Falsches Narrativ: Echte Verfahrensbeschleunigung geht ganz anders

Der Plan des Bundesregierung ziele aber nicht darauf ab, den Parteienkreis einzuschränken, sondern die Parteienrechte im Verwaltungsverfahren generell. "Ein Konflikt mit den verfassungsmäßig gewährleisteten Rechten auf ein faires Verfahren, dem Effektivitätsgebot und damit die nächste Pleite wäre für diesen Fall vorprogrammiert, die Regierung soll sich derartige Schritte gut überlegen", so Rehm. Aufzubrechen sei aber jedenfalls das Narrativ, dass Verfahrensbeschleunigung über Einschränkung der Parteienrechte funktionieren würde. Der gegenständliche Fall von Protect hätte  ohne die jetzt überwundene Abwehrhaltung schon lange entschieden werden können.

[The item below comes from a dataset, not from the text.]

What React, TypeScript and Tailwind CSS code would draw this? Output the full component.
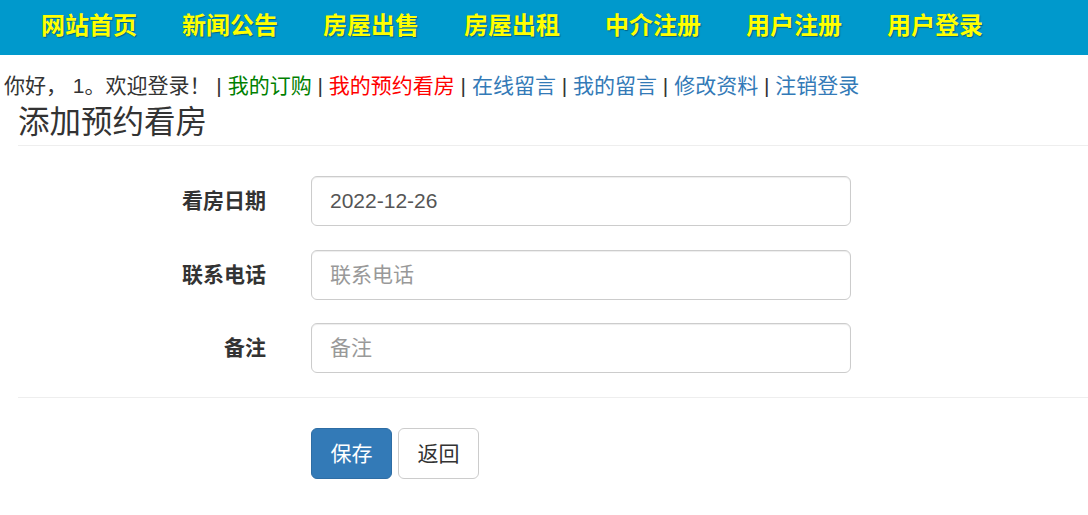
import { useState } from "react";

const navItems = ["网站首页", "新闻公告", "房屋出售", "房屋出租", "中介注册", "用户注册", "用户登录"];

const font = "font-['Liberation_Sans','Noto_Sans_CJK_SC',sans-serif]";

function Field({
  label,
  value,
  placeholder,
  onChange,
}: {
  label: string;
  value: string;
  placeholder?: string;
  onChange: (v: string) => void;
}) {
  return (
    <div className="flex items-center">
      <label className="w-[248px] ml-[18px] text-right text-[21px] font-bold text-[#333]">{label}</label>
      <input
        className="ml-[45px] w-[540px] h-[50px] rounded-[6px] border border-[#ccc] px-[18px] text-[21px] text-[#555] placeholder:text-[#999] shadow-[inset_0_1px_1px_rgba(0,0,0,0.075)] outline-none"
        value={value}
        placeholder={placeholder}
        onChange={(e) => onChange(e.target.value)}
      />
    </div>
  );
}

export default function App() {
  const [date, setDate] = useState("2022-12-26");
  const [phone, setPhone] = useState("");
  const [note, setNote] = useState("");

  return (
    <div className={`${font} bg-white min-h-[515px] text-[#333]`}>
      {/* Top nav */}
      <div className="h-[55px] bg-[#0099cc] flex items-center pl-[41px] pb-[4px] gap-[45px]">
        {navItems.map((item) => (
          <a key={item} href="#" className="text-[24px] leading-none font-bold text-[#ffff00] [text-shadow:1px_1px_1px_rgba(0,0,0,0.35)]">
            {item}
          </a>
        ))}
      </div>

      {/* User links */}
      <div className="mt-[18px] pl-[4px] text-[21px] leading-[26px] whitespace-nowrap">
        <span>你好， 1。欢迎登录！ </span>
        <span> | </span>
        <a href="#" className="text-[#008000]">我的订购</a>
        <span> | </span>
        <a href="#" className="text-[#ff0000]">我的预约看房</a>
        <span> | </span>
        <a href="#" className="text-[#337ab7]">在线留言</a>
        <span> | </span>
        <a href="#" className="text-[#337ab7]">我的留言</a>
        <span> | </span>
        <a href="#" className="text-[#337ab7]">修改资料</a>
        <span> | </span>
        <a href="#" className="text-[#337ab7]">注销登录</a>
      </div>

      <div className="ml-[18px]">
        <h2 className="mt-[5px] text-[31.5px] leading-[36px] text-[#333]">添加预约看房</h2>
        <div className="mt-[5px] border-t border-[#eee]" />
      </div>

      {/* Form */}
      <form className="mt-[30px] flex flex-col gap-[23.5px]" onSubmit={(e) => e.preventDefault()}>
        <Field label="看房日期" value={date} onChange={setDate} />
        <Field label="联系电话" value={phone} placeholder="联系电话" onChange={setPhone} />
        <Field label="备注" value={note} placeholder="备注" onChange={setNote} />
      </form>

      <div className="ml-[18px] mt-[24px] border-t border-[#eee]" />

      <div className="mt-[30px] ml-[311px] flex gap-[6px]">
        <button className="w-[81px] h-[51px] rounded-[6px] bg-[#337ab7] border border-[#2e6da4] text-white text-[21px]">
          保存
        </button>
        <button className="w-[81px] h-[51px] rounded-[6px] bg-white border border-[#ccc] text-[#333] text-[21px]">
          返回
        </button>
      </div>
    </div>
  );
}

Nicht selten ginge es in derartigen Verfahren auch lediglich darum, zusätzliche oder verbesserte Auflagen vorzuschreiben und nicht um Sein oder Nichtsein für ein Projekt. "Der Schlüssel zu echter Verfahrensbeschleunigung sind Engpässe bei knappen und knapper werdenden Behörden- und Sachverständigenkapazitäten und eingereichte Projekte, die so schlecht ausgeführt sind, dass sie auch ohne Parteienmitwirkung jahrelang in einer endlosen Schleife aus Verbesserungen und Überprüfungen festhängen", erläutert Rehm Gemeinsam mit "Intensivpatienten", die nicht genehmigungsfähig und begründet aber unbedingt politisch gewünscht seien, und daher am Leben erhalten würden, belasteten diese die ohnehin knappen Personalreserven über Gebühr. "Hier ist also der Ansatzpunkt, bei dem ohne die Verfahrensparteien zu schikanieren viel zu holen ist", so Rehm abschließend.